- **Dataset excerpt**:
┏━━

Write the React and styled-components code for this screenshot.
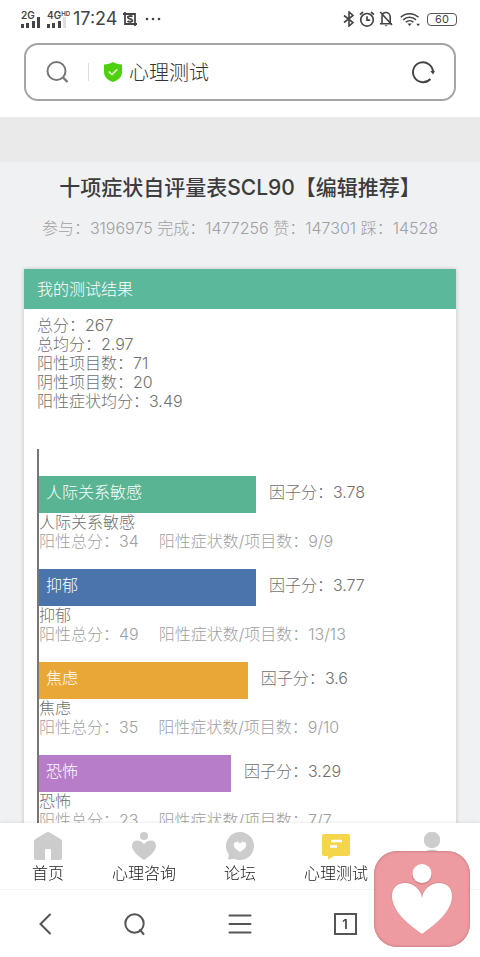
import React, { useState } from "react";
import styled, { createGlobalStyle } from "styled-components";

const factors = [
  { name: "人际关系敏感", score: "3.78", total: 34, items: "9/9", color: "#58b492", width: 53.7 },
  { name: "抑郁", score: "3.77", total: 49, items: "13/13", color: "#4b74ac", width: 53.7 },
  { name: "焦虑", score: "3.6", total: 35, items: "9/10", color: "#e9a836", width: 51.7 },
  { name: "恐怖", score: "3.29", total: 23, items: "7/7", color: "#b77dc8", width: 47.5 },
];

const summary = [
  ["总分", "267"],
  ["总均分", "2.97"],
  ["阳性项目数", "71"],
  ["阴性项目数", "20"],
  ["阳性症状均分", "3.49"],
];

const Bars = ({ weak }) => (
  <svg width="20" height="18" viewBox="0 0 20 18" fill="#444">
    <rect x="0" y="14" width="3" height="4" />
    <rect x="5" y="13" width="3" height="5" />
    <rect x="11" y="11" width="3" height="7" />
    <rect x="16" y="7" width="3" height="11" fill={weak ? "#ddd" : "#444"} />
  </svg>
);

const StatusBar = () => (
  <Status>
    <StatusGroup>
      <Signal>
        <Bars />
        <SignalLabel>2G</SignalLabel>
      </Signal>
      <Signal>
        <Bars weak />
        <SignalLabel>
          4G<sup>HD</sup>
        </SignalLabel>
      </Signal>
      <Clock>17:24</Clock>
      <svg width="14" height="14" viewBox="0 0 14 14" fill="none" stroke="#444" strokeWidth="1.8">
        <path d="M0 2h12v12M2 0v12h12" />
        <path d="M9.5 4.6C8.500 3.800 4.600 3.600 4.800 5.500C5 7.300 9.400 6.300 9.400 8.400C9.400 10.200 5.600 10 4.500 9" />
      </svg>
      <Dots width="16" height="4" viewBox="0 0 16 4" fill="#444">
        <circle cx="2" cy="2" r="1.300" />
        <circle cx="8" cy="2" r="1.300" />
        <circle cx="14" cy="2" r="1.300" />
      </Dots>
    </StatusGroup>
    <StatusIcons>
      <svg width="12" height="16" viewBox="0 0 12 16" fill="none" stroke="#444" strokeWidth="1.6">
        <path d="M1 4.500L10 11.500L6 15V1L10 4.500L1 11.500" />
      </svg>
      <svg width="16" height="16" viewBox="0 0 16 16" fill="none" stroke="#444" strokeWidth="1.7">
        <circle cx="8" cy="8.800" r="6.300" />
        <path d="M8 5.200V9.200H11.200M1 3.600L4 1M15 3.600L12 1" />
      </svg>
      <svg width="14" height="16" viewBox="0 0 14 16" fill="none" stroke="#444" strokeWidth="1.6">
        <path d="M3 12.500V5.800C3 3.300 4.700 1.500 7 1.500S11.200 3.300 11.200 5.800V12.500M1 12.700H13M1.200 1L13 14" />
        <path d="M5.500 14.200H8.700L7.100 15.600Z" fill="#444" stroke="none" />
      </svg>
      <Wifi width="20" height="15" viewBox="0 0 20 15" fill="none" stroke="#444" strokeWidth="1.5">
        <path d="M.7 5.300C5.500.4 13.500.4 18.500 5.300M3.200 7.900C6.800 4.400 12.400 4.400 16 7.900M5.800 10.300C8 8.200 11.300 8.200 13.500 10.300" />
        <path d="M7.400 11.500H11.800L9.600 14ZM16.300 11.800H20L18.150 14.200Z" fill="#444" stroke="none" />
      </Wifi>
      <Battery>60</Battery>
    </StatusIcons>
  </Status>
);

const AddressBar = () => {
  const [text, setText] = useState("心理测试");

  return (
    <Address onSubmit={(e) => e.preventDefault()}>
      <svg width="24" height="24" viewBox="0 0 24 24" fill="none" stroke="#777" strokeWidth="2">
        <circle cx="11.500" cy="11" r="9" />
        <path d="M18 17.500L22.500 22" strokeWidth="2.400" />
      </svg>
      <Divider />
      <svg width="18" height="20" viewBox="0 0 18 20">
        <path d="M9 0C11.500 1.700 14.500 2.200 18 2.500V10C18 15 14 18.500 9 20C4 18.500 0 15 0 10V2.500C3.500 2.200 6.500 1.700 9 0Z" fill="#4fd00c" />
        <path d="M4.800 9.500L8 12.600L13.300 7.300" fill="none" stroke="#d9f8c6" strokeWidth="1.700" />
      </svg>
      <AddressInput aria-label="地址" value={text} onChange={(e) => setText(e.target.value)} />
      <IconButton type="button" aria-label="刷新">
        <svg width="24" height="24" viewBox="0 0 24 24" fill="none" stroke="#444" strokeWidth="1.900">
          <path d="M19.400 19A10 10 0 1 1 22 12" />
          <path d="M19.300 11H24L22 14.500Z" fill="#444" stroke="none" />
        </svg>
      </IconButton>
    </Address>
  );
};

const Factor = ({ factor }) => (
  <FactorItem>
    <BarRow>
      <Bar $color={factor.color} style={{ width: `${factor.width}%` }}>
        {factor.name}
      </Bar>
      <Score>因子分：{factor.score}</Score>
    </BarRow>
    <FactorName>{factor.name}</FactorName>
    <FactorDetail>
      <span>阳性总分：{factor.total}</span>
      <span>阳性症状数/项目数：{factor.items}</span>
    </FactorDetail>
  </FactorItem>
);

const TabBar = () => (
  <Tabs>
    <Tab href="#/">
      <svg width="28" height="28" viewBox="0 0 28 28">
        <path d="M12.400.6Q14-.4 15.600.6L26.500 7Q28 8 28 9.500V26Q28 28 26 28H17V18Q17 17 16 17H12Q11 17 11 18V28H2Q0 28 0 26V9.500Q0 8 1.500 7Z" fill="#ccc" />
      </svg>
      首页
    </Tab>
    <Tab href="#/consult">
      <svg width="28" height="28" viewBox="0 0 28 28" fill="#ccc">
        <circle cx="14" cy="4" r="4" />
        <path d="M14 28C9.500 25 2 19.500 2 14C2 10.500 4.300 8.500 7 8.500C10 8.500 12.500 9.800 14 12.500C15.500 9.800 18 8.500 21 8.500C23.700 8.500 26 10.500 26 14C26 19.500 18.500 25 14 28Z" />
      </svg>
      心理咨询
    </Tab>
    <Tab href="#/forum">
      <svg width="28" height="28" viewBox="0 0 28 28">
        <path d="M14 0A14 14 0 1 1 7.500 26.400C5.500 27.600 3.500 27.500 1.700 27C2.600 25.500 2.900 24 2.700 22.300A14 14 0 0 1 14 0Z" fill="#ccc" />
        <path d="M14 20C11 18 7.800 15.800 7.800 12.700C7.800 9.500 12 8.500 14 11.700C16 8.500 20.200 9.500 20.200 12.700C20.200 15.800 17 18 14 20Z" fill="#fff" />
      </svg>
      论坛
    </Tab>
    <Tab href="#/test">
      <svg width="30" height="28" viewBox="0 0 30 28">
        <path d="M3 2H27Q29 2 29 4V22Q29 24 27 24H13L7 27.500V24H3Q1 24 1 22V4Q1 2 3 2Z" fill="#f5d64b" />
        <path d="M10 9H21M9 14.500H16" stroke="#fff" strokeWidth="2.400" />
      </svg>
      心理测试
    </Tab>
    <Tab href="#/me" aria-label="个人">
      <svg width="28" height="28" viewBox="0 0 28 28" fill="#ccc">
        <circle cx="14" cy="8" r="8.300" />
        <path d="M2 28C2 21 8 17.500 14 17.500S26 21 26 28Z" />
      </svg>
    </Tab>
  </Tabs>
);

const Toolbar = () => (
  <Tools>
    <IconButton aria-label="后退">
      <svg width="24" height="24" viewBox="0 0 24 24" fill="none" stroke="#555" strokeWidth="2">
        <path d="M17 2.500L7.500 12L17 21.500" strokeLinecap="round" />
      </svg>
    </IconButton>
    <IconButton aria-label="搜索">
      <svg width="24" height="24" viewBox="0 0 24 24" fill="none" stroke="#555" strokeWidth="2">
        <circle cx="11.500" cy="11.500" r="9.200" />
        <path d="M17 18L20.500 22" strokeLinecap="round" />
      </svg>
    </IconButton>
    <IconButton aria-label="菜单">
      <svg width="24" height="24" viewBox="0 0 24 24" stroke="#555" strokeWidth="2" strokeLinecap="round">
        <path d="M1.500 3.500H22.500M1.500 12H22.500M1.500 20.500H22.500" />
      </svg>
    </IconButton>
    <IconButton aria-label="窗口">
      <WindowCount>1</WindowCount>
    </IconButton>
    <IconButton aria-label="主页">
      <svg width="24" height="24" viewBox="0 0 24 24" fill="none" stroke="#555" strokeWidth="2">
        <path d="M2 11L12 2L22 11M5 9V22H19V9" />
      </svg>
    </IconButton>
  </Tools>
);

const App = () => (
  <>
    <GlobalStyle />
    <Screen>
      <Header>
        <StatusBar />
        <AddressBar />
      </Header>
      <Page>
        <Banner />
        <Title>十项症状自评量表SCL90【编辑推荐】</Title>
        <Counts>参与：3196975 完成：1477256 赞：147301 踩：14528</Counts>
        <Card>
          <CardTitle>我的测试结果</CardTitle>
          <CardBody>
            {summary.map(([label, value]) => (
              <div key={label}>
                {label}：{value}
              </div>
            ))}
            <Chart>
              {factors.map((factor) => (
                <Factor key={factor.name} factor={factor} />
              ))}
            </Chart>
          </CardBody>
        </Card>
      </Page>
      <TabBar />
      <Toolbar />
      <Floating aria-label="心理咨询">
        <svg width="96" height="96" viewBox="0 0 96 96">
          <circle cx="48" cy="24" r="10" fill="#d98a90" />
          <path d="M48 83C34 73 17.500 60 17.500 45C17.500 36 24 31 31 31C40 31 47 38 48 46C49 38 56 31 65 31C72 31 78.500 36 78.500 45C78.500 60 62 73 48 83Z" fill="#d98a90" />
          <circle cx="48" cy="22.500" r="9.500" fill="#fff" />
          <path d="M48 83C34 73 18 60 18 45C18 36 24 32 31 32C40 32 47 39 48 47C49 39 56 32 65 32C73 32 78 37 78 45C78 60 62 73 48 83Z" fill="#fff" />
        </svg>
      </Floating>
    </Screen>
  </>
);

export default App;

const GlobalStyle = createGlobalStyle`
  * {
    box-sizing: border-box;
  }

  body {
    margin: 0;
    font-family: Inter, "Noto Sans CJK SC", sans-serif;
    font-size: 16px;
    font-weight: 300;
    color: #777;
    background: #fff;
  }

  svg {
    display: block;
    flex: none;
  }
`;

const Screen = styled.div`
  display: flex;
  flex-direction: column;
  height: 100vh;
`;

const Header = styled.header`
  padding: 0 24px 16px;
  background: #fff;
`;

const Status = styled.div`
  display: flex;
  justify-content: space-between;
  height: 43px;
  padding-top: 8px;
  margin: 0 -1px 0 -3px;
  color: #444;
`;

const StatusGroup = styled.div`
  display: flex;
  align-items: center;
  gap: 6px;
  height: 22px;
`;

const StatusIcons = styled(StatusGroup)`
  gap: 4px;
`;

const Signal = styled.div`
  display: grid;
  grid-template-columns: 20px;

  & > * {
    grid-area: 1 / 1;
  }
`;

const SignalLabel = styled.span`
  font-size: 10px;
  font-weight: 600;
  line-height: 10px;
  white-space: nowrap;

  sup {
    font-size: 6px;
    line-height: 0;
    vertical-align: 3px;
  }
`;

const Clock = styled.span`
  font-size: 18px;
  font-weight: 400;
  line-height: 24px;
`;

const Dots = styled.svg`
  margin-left: 2px;
`;

const Wifi = styled.svg`
  margin: 0 3px;
`;

const Battery = styled.span`
  width: 30px;
  border: 1px solid #555;
  border-radius: 4px;
  font-size: 11px;
  font-weight: 400;
  line-height: 11px;
  text-align: center;
`;

const Address = styled.form`
  display: flex;
  align-items: center;
  height: 58px;
  padding: 0 19px;
  border: 2px solid #a5a5a5;
  border-radius: 14px;
`;

const Divider = styled.span`
  width: 1px;
  height: 18px;
  margin: 0 15px 0 19px;
  background: #ddd;
`;

const AddressInput = styled.input`
  flex: 1;
  min-width: 0;
  padding: 2px 7px 0;
  border: none;
  outline: none;
  background: none;
  font: inherit;
  font-size: 20px;
  line-height: 28px;
  color: #333;
`;

const IconButton = styled.button`
  display: flex;
  align-items: center;
  justify-content: center;
  padding: 0;
  border: none;
  background: none;
  font: inherit;
  cursor: pointer;
`;

const Page = styled.main`
  flex: 1;
  min-height: 0;
  overflow-y: auto;
  scrollbar-width: none;
  background: #f0f1f3;
`;

const Banner = styled.div`
  height: 45px;
  background: #eaeaea;
`;

const Title = styled.h1`
  margin: 11px 0;
  font-size: 21px;
  font-weight: 500;
  line-height: 30px;
  text-align: center;
  color: #3c3c3c;
`;

const Counts = styled.p`
  margin: 0 0 27px;
  line-height: 28px;
  text-align: center;
  white-space: nowrap;
  color: #a0a0a0;
`;

const Card = styled.section`
  margin: 0 24px;
  background: #fff;
  box-shadow: 0 0 4px rgba(0, 0, 0, 0.2);
`;

const CardTitle = styled.h2`
  margin: 0;
  padding: 0 13px;
  font-size: 16px;
  font-weight: 300;
  line-height: 40px;
  color: #fff;
  background: #5cb89a;
`;

const CardBody = styled.div`
  padding: 7px 13px;
  line-height: 19px;
  color: #707070;
`;

const Chart = styled.ul`
  margin: 38px 0 0;
  padding: 27px 0 0;
  border-left: 2px solid #777;
  list-style: none;
`;

const FactorItem = styled.li`
  padding-bottom: 18px;
`;

const BarRow = styled.div`
  display: flex;
`;

const Bar = styled.div`
  padding: 7px 7px 11px;
  color: #fff;
  background: ${(props) => props.$color};
`;

const Score = styled.span`
  padding: 7px 0 0 13px;
`;

const FactorName = styled.div`
  color: #707070;
`;

const FactorDetail = styled.div`
  display: flex;
  gap: 20px;
  color: #a0a0a0;
`;

const Tabs = styled.nav`
  position: relative;
  display: grid;
  grid-template-columns: repeat(5, 1fr);
  height: 66px;
  padding-top: 9px;
  background: #fff;
  box-shadow: 0 0 4px rgba(0, 0, 0, 0.12);
`;

const Tab = styled.a`
  display: flex;
  flex-direction: column;
  align-items: center;
  gap: 2px;
  line-height: 22px;
  text-decoration: none;
  color: #222;
`;

const Tools = styled.div`
  position: relative;
  display: grid;
  grid-template-columns: 3fr 3fr 4fr 3fr 3fr;
  height: 68px;
  border-top: 1px solid #f3f3f3;
  background: #fff;
`;

const WindowCount = styled.span`
  width: 23px;
  border: 2px solid #555;
  font-size: 13px;
  font-weight: 600;
  line-height: 18px;
  color: #444;
`;

const Floating = styled(IconButton)`
  position: fixed;
  right: 10px;
  bottom: 10px;
  border-radius: 23px;
  background: #ed9aa0;
  box-shadow: inset 0 0 2px 1px #cf868b;
`;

┗━━

- **Exercise**:
Each line above that holds the string "components" should be copied and shown.

- **Problem solution**:
Write the React and styled-components code for this screenshot.
import styled, { createGlobalStyle } from "styled-components";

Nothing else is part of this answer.